The third book of the series is Poor Unfortunate Soul, which depicts Ursula as Triton's long-lost sister who was raised as a human in Ipswich, by a human father who'd found her as a "shipwrecked" child. She only discovered her true heritage when the townspeople of Ipswich turned on her and her father, causing her father's death and forcing her to escape into the ocean with Triton, who'd finally come to claim her. But Triton ultimately rejected her for choosing an octopus form instead of a mermaid's tail, and ousted her from the palace. So Ursula's out for old-fashioned revenge, and enlists the help of the Odd Sisters, i.e. witches who are connected to the other books of the series.

It's an unusual backstory to say the least, and a lot of it is told in dialogue from Ursula to others, for the book opens with her already being an evil sea witch firmly on her path of vengeance with the Odd Sisters to help her. The events of The Little Mermaid take just about half the actual content with the book, with the rest of it being about the Odd Sisters and other new characters of the universe, so I was rather lost and missing context from the previous books.

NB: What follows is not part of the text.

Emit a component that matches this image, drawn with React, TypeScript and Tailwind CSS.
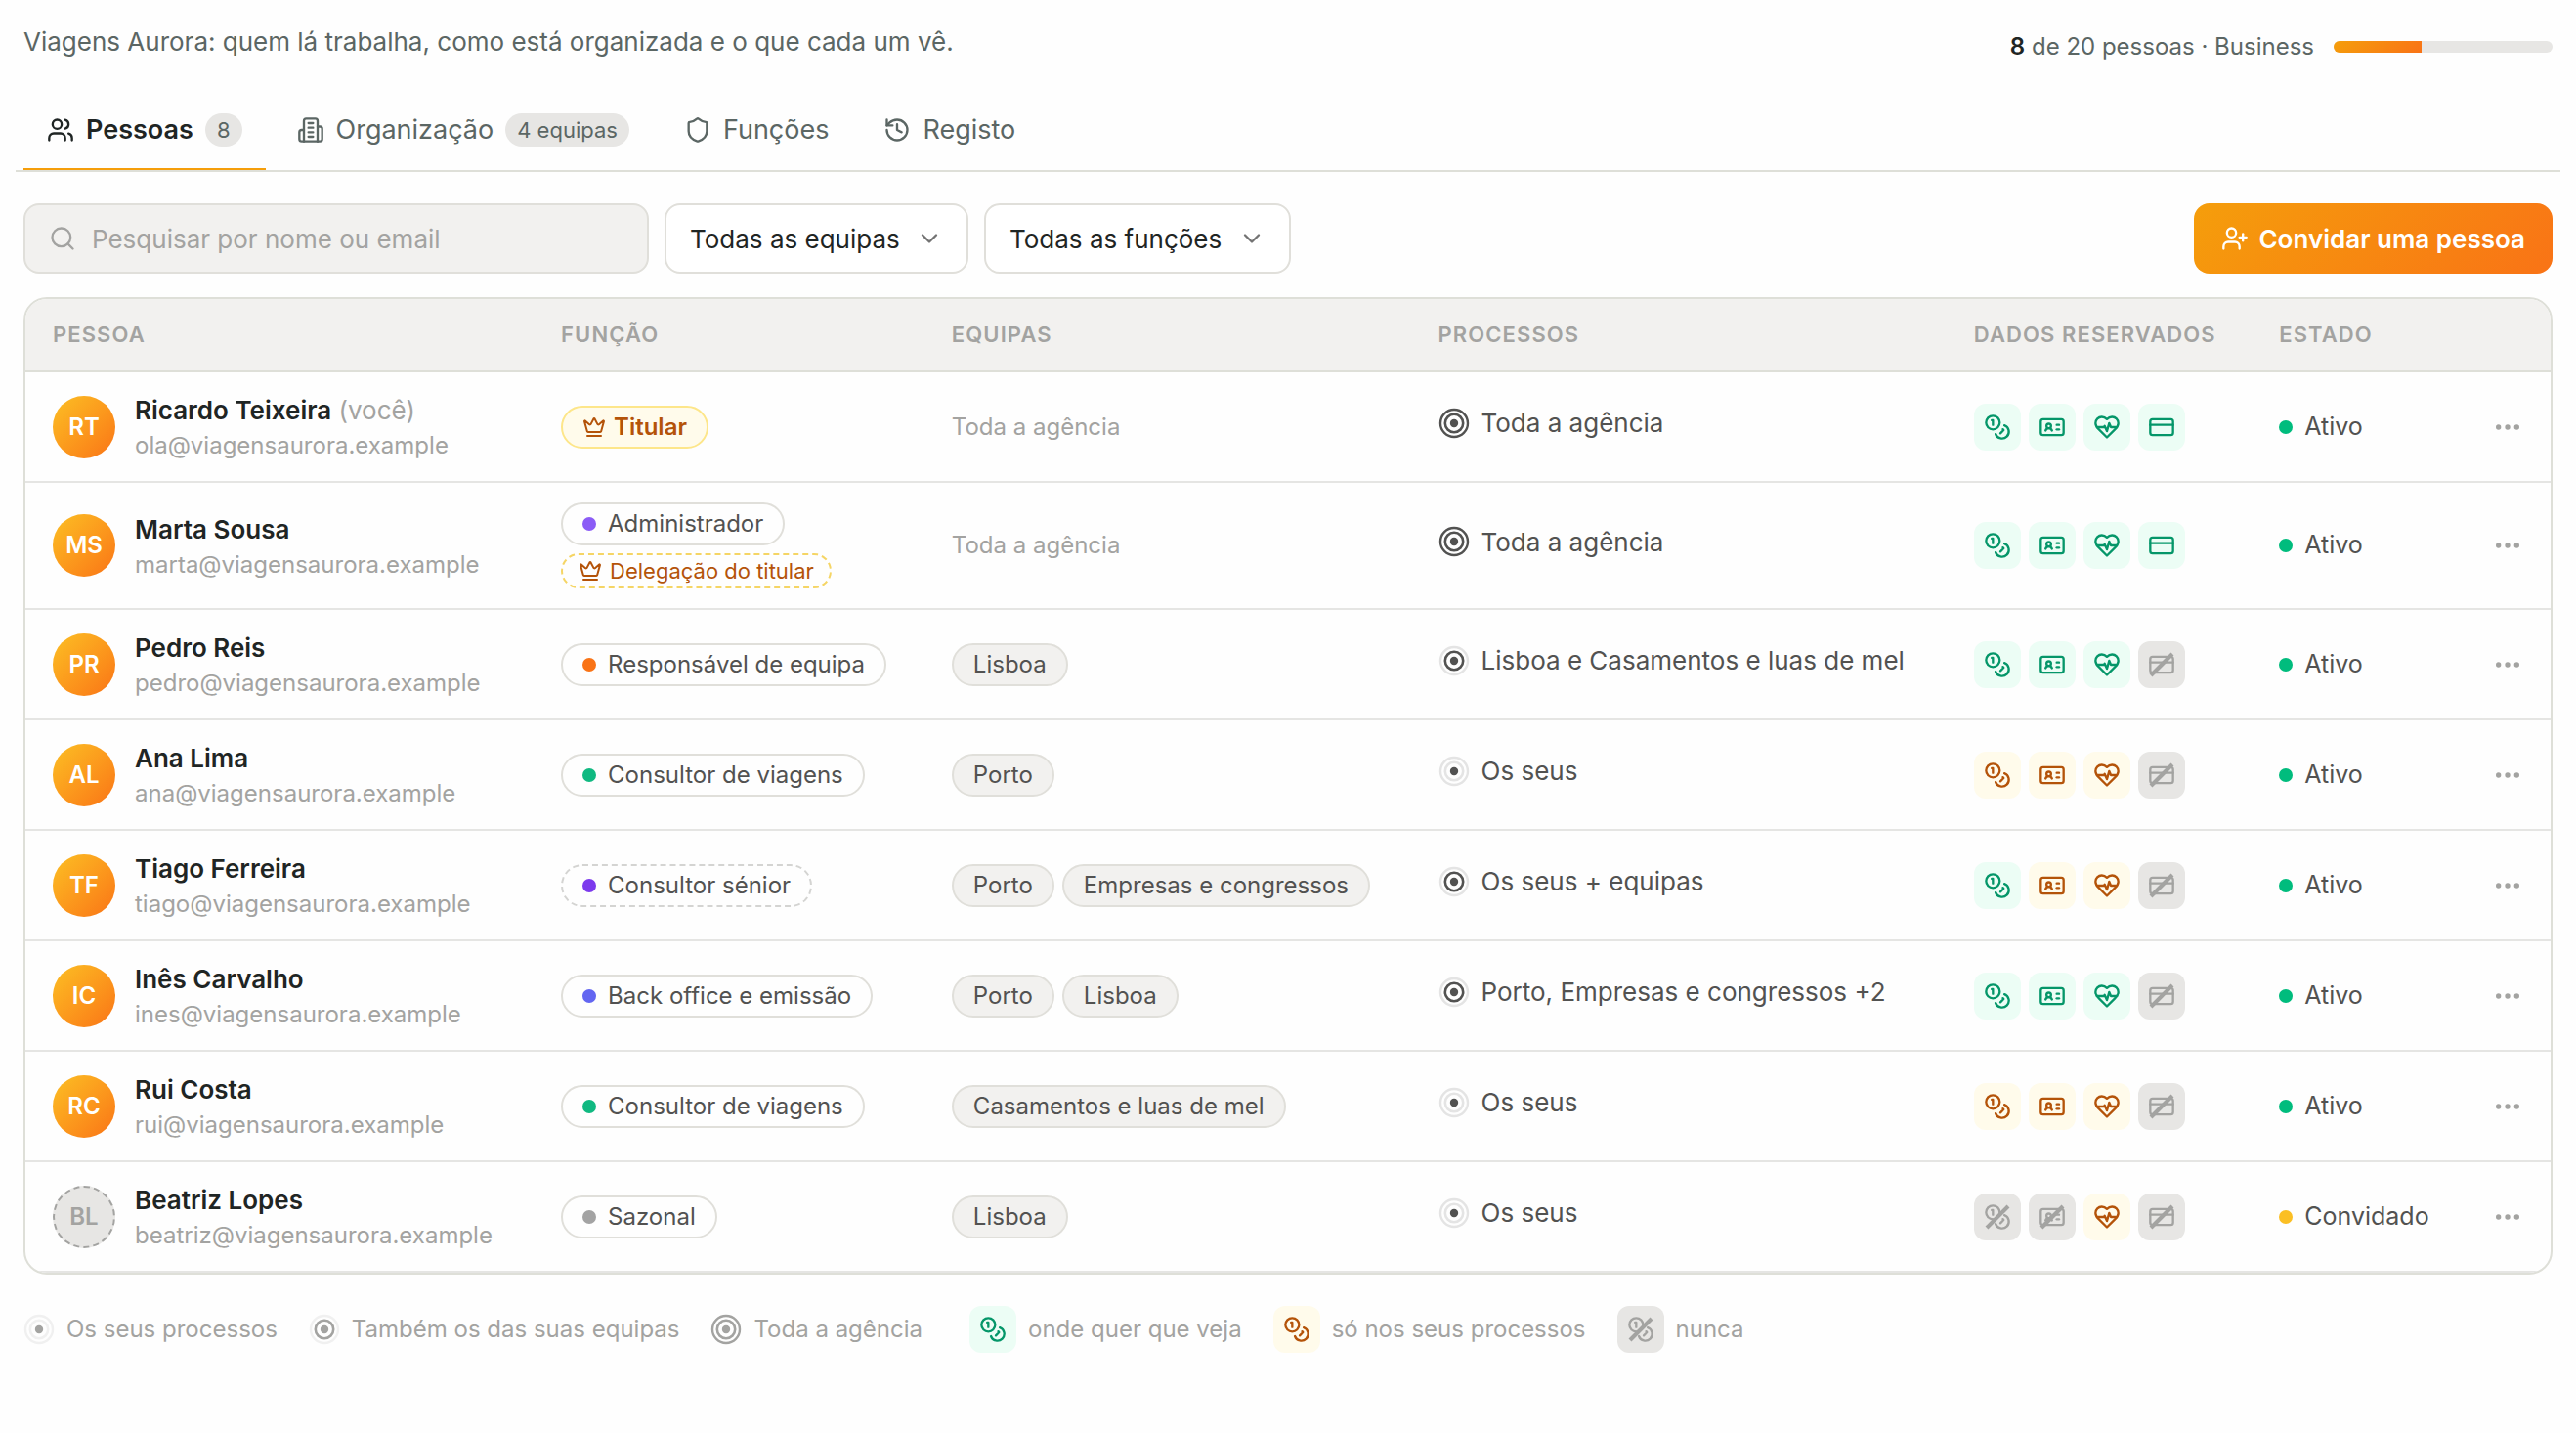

There are some nice tidbits here and here: Ariel is portrayed sympathetically, Athena is mentioned as having been Ursula's friend and protector, the power of the ocean was split between the trident and the sea shell (just like in the stage musical), and there's a surprisingly deep cut canon shoutout of Harold the Merman. But ultimately the TLM characters aren't all that recognisable, and Triton in particular suffers the most. Which I guess tends to happen in villain-sympathetic stories... If the villain can't be all that bad, someone else has to be worse.